Domains of f(x)=1/sqrt(x) and f'

[ahorn]

Hello



Is the domain of \(\displaystyle f(x)=\dfrac{1}{\sqrt{x}}\) equal to \(\displaystyle x\geq 0\)? I am assuming this because x is the expression within a square root so cannot be non-negative.


And is the domain of \(\displaystyle f'(x)=-\dfrac{1}{2x\sqrt{x}}\) equal to \(\displaystyle x > 0 \)? I am assuming that \(\displaystyle x \neq 0 \) here because I am assuming that f is not differentiable on its endpoint.

 

[fcabanski]

Yes. Your domains are correct. The derivative has x in the denominator, so x cannot be 0. The concern is -'s in the square roots (or other even roots such as 4th roots) and 0's in the denominator. You can verify answers for problems like this at wolframalpha.com.

 

[ahorn]

Ok thanks. I'll try use wolframalpha next time. From what you are saying about the denominator not equalling 0, doesn't that mean that the domain of f also has \(\displaystyle x \neq 0\)?

 

[Quaid]

Whoops. From the post timestamps, it looks like ahorn edited his post while fcabanski was typing.

The domain statement for f is not currently correct because 0 is not in the domain.

 

[Quaid]

Is the domain of \(\displaystyle f(x)=\dfrac{1}{\sqrt{x}}\) equal to \(\displaystyle x\geq 0\)? I am assuming this because x is the expression within a square root so cannot be non-negative.

The phrase highlighted in red above is not correct. Is that a typo?

You need to fix the inequality symbol, in the domain statement above.

:cool:

Edit: After precalculus, one ought to be able to reason through the domain of 1/sqrt(x), without resorting to technology.

 

[fcabanski]

Both domains are x>0. I didn't see that the OP wrote >= in the first case.

"Resorting to technology" is fine to check an answer.

Too many students refuse to use a calculator, or aren't taught to use it, to help with problem solving. For example, if you graph 1/sqrt(x) you'll see the domain clearly.

 

[Quaid]

"Resorting to technology" is fine to check an answer.

That is a conditional statement, my friend.

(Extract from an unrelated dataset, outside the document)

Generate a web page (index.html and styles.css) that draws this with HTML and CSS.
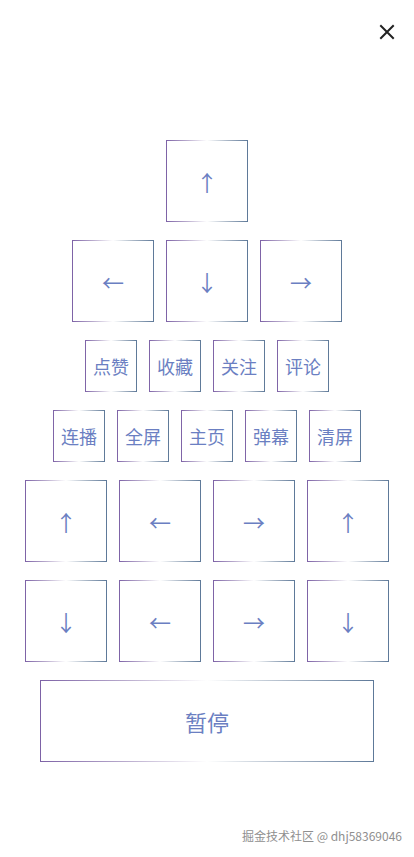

Too many students refuse to use a calculator … to help with problem solving.

Are you talkin' problem-solving or answer-checking?

 

[fcabanski]

That is a conditional statement, my friend.




Are you talkin' problem-solving or answer-checking?

I am talking about both. It's valid to graph a function to see its domain. In this problem, for example, the first thing I'd do is graph it. Then I can see the domain not only to arrive at the answer, but to verify the answer.

"Resorting to technology is fine" is a conditional statement. The condition is being in the real world.

 

[Quaid]

The condition is being in the real world.

Is there some other kind of world, in which we can be, lol?

Yes, yes, technology is a fine thing (I use it every day), yet, I believe from the perspective of learning that too much of a fine thing ain't always a good thing. We need reasoning skills, for the real world (power failures, system failures, et al).

By the way, what happens when the domain is (sqrt[101]/7,sqrt[201]/7)? How do you get those values from a graph?

:idea: The real world is not always an ideal world, but mental effort saves the day (we hope).